Goldstein v. Frances Emblems, Inc.

269 A.D. 345 | N.Y. App. Div. | 1945

Glennon, J.

The basic issue in this case is the construction that is to be placed upon a written contract under which the plaintiff was employed for a three-year period.

The contract which is set forth on a letter head of defendant Frances Emblems, Inc., and signed by its vice-president under date of May 24, 1941, reads as follows: In consideration of the devotion of all of your business activity for a period of three years from today, to the selling and promotion of sales of all items offered by us for sale to syndicate, chain variety, and department stores, we will during such period pay you a commission of 10% on such sales that may be made by you, with the total amount of commissions to be paid for any one year to be limited to $15,000.”

On November 5, 1943, after the contract had been in force for approximately two and one-half years, the plaintiff was discharged. Up to that time he had been credited with sales in excess of $450,000, the major portion of which was made during the second contract year. This action was brought to recover the difference between $45,000 and the total amount *347of commissions received by plaintiff prior to his discharge, which he concedes amounted to $34,310.33.

Plaintiff sought to recover under one of two theories. The first is founded upon his interpretation of the contract which is that he was to receive no more than $45,000 for the entire contract period regardless of when the sales were made and the commissions paid. The second theory anticipates the possibility that the defendants’ contention that each contract year was to be separately considered in applying the $15,000 yearly limitation, might be upheld. In such case his recovery under the first cause of action would be limited to the balance of commissions earned during the third year and rémaining unpaid at the time of his discharge. Since his commissions had not reached the limit of $15,000 for that year, plaintiff expected to recover the difference under the second cause of action as damages for his alleged wrongful discharge.

During the trial the court ruled that the contract was ambiguous and that parol evidence offered by plaintiff in support of his interpretation was admissible.

It has long been the rule of this State that parol evidence is inadmissible to vary or modify the terms of a written instrument even though ambiguous. (Stowell v. Greenwich Ins. Co., 163 N. Y. 298; Thomas et al. v. Scutt, 127 N. Y. 133.) Where it is ambiguous, oral testimony is admissible but only for the purpose of explaining an ambiguity appearing on the face of the writing. Such explanatory testimony, hoAvever, must be consistent with the contract, otherwise it is inadmissible. (Newhall v. Appleton et al., 114 N. Y. 140.) Where the contract is complete and unambiguous it is to be construed as it is Avritten because “ it is not' the real intent but the intent expressed or apparent in the writing which is sought.” (3 Williston on Contracts [Rev. ed.], § 610, p. 1752.)

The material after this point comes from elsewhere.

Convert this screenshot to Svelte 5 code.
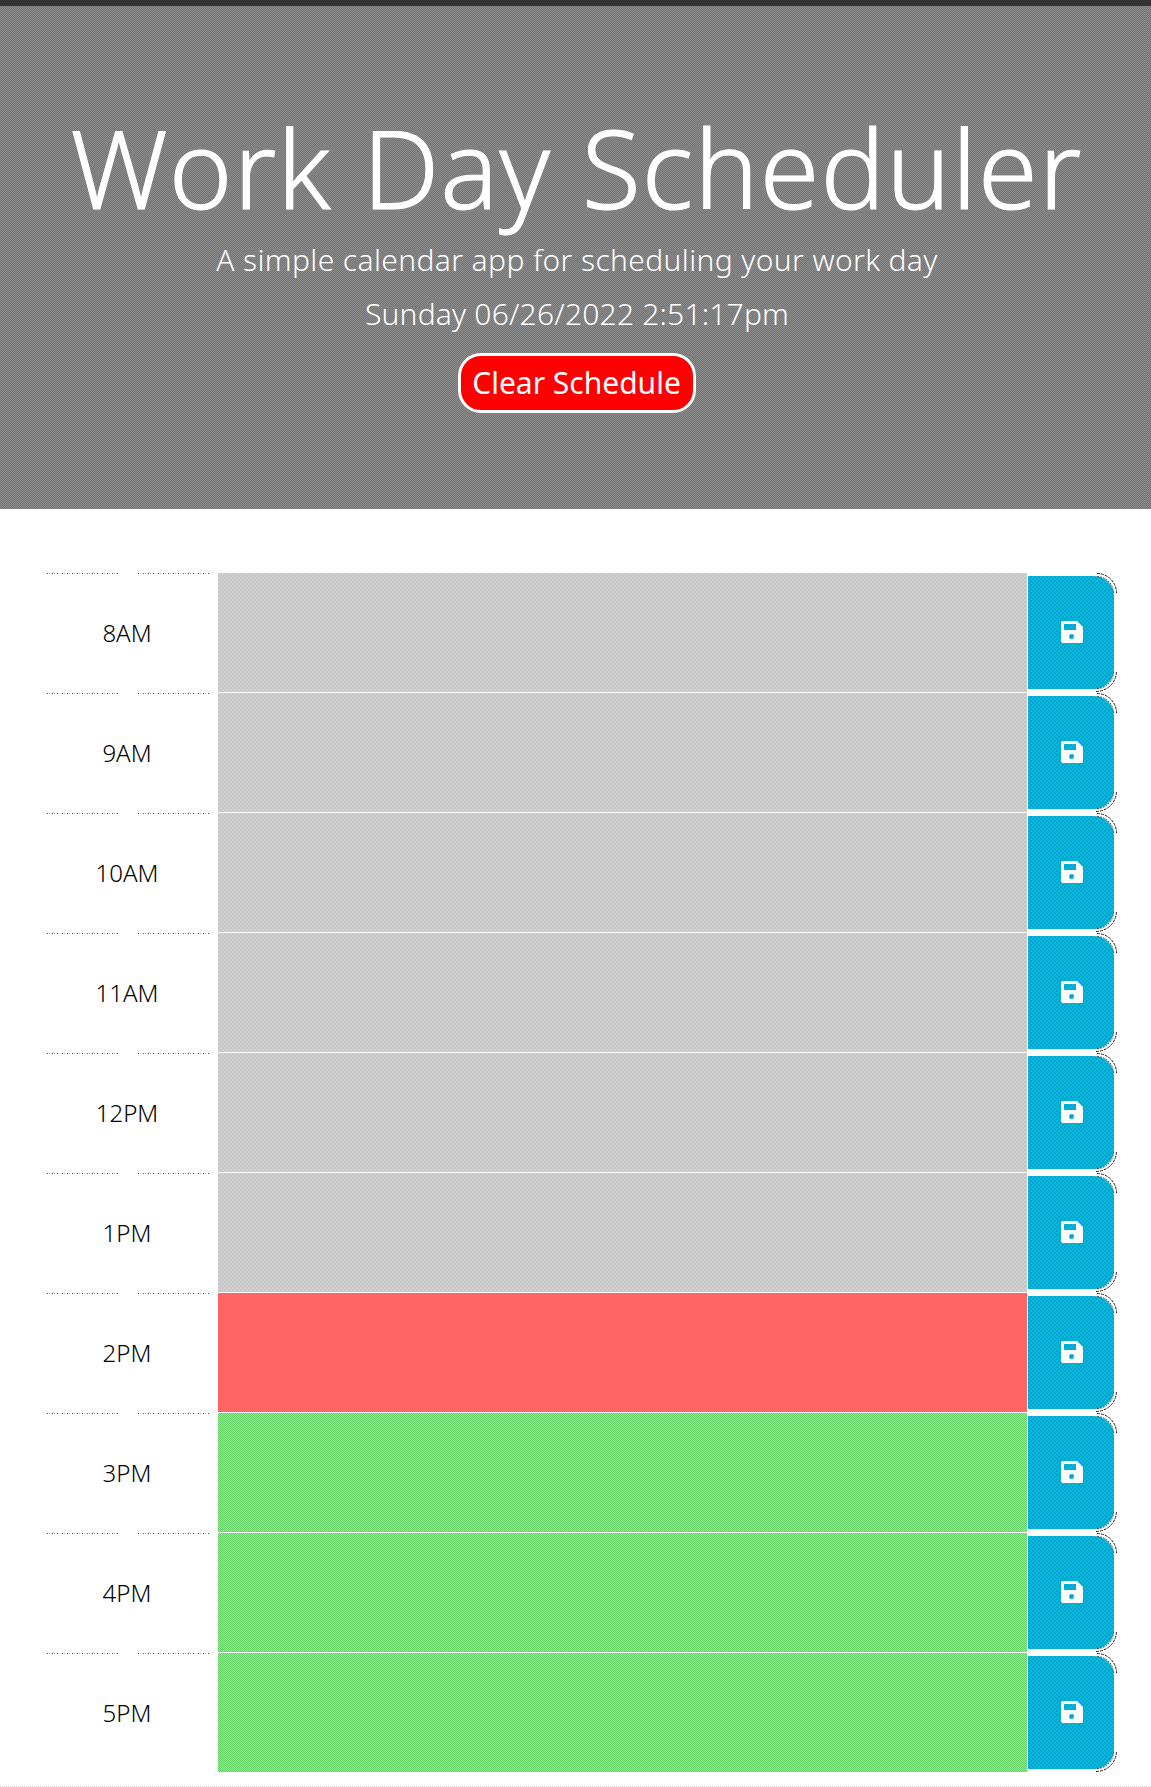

The employment contract here was not ambiguous. The provision that plaintiff was to receive 10% commission on all sales made during the three-year period is qualified by the limitation that “ the total amount of commissions to be paid for any one year ” was not to exceed $15,000. If the sales amounted to less than $150,000 for any one year, plaintiff was to receive 10% of all the sales made, but if the sales exceeded $150,000 for the year, his commissions were limited to $15,000. The deficit that might occur in one year was not to be made up out of the excess of any other year. That is specifically forbidden by *348the plain language of the contract which limits the total commissions payable on the sales of the excess year to $15,000.

It may well be that the amount of sales greatly exceeded plaintiff’s expectations but he may not seek to have the court rewrite the contract on the theory that it is ambiguous. (Cream of Wheat Co. v. Crist Co., 222 N. Y. 487.)

The judgment appealed from should therefore be reversed and a new trial ordered, with costs to the appellants to abide the event.

Martin, P. J., Townley, Untermyer and Dore, JJ., concur.

Judgment unanimously reversed and a new trial ordered, with costs to the appellants to abide the event.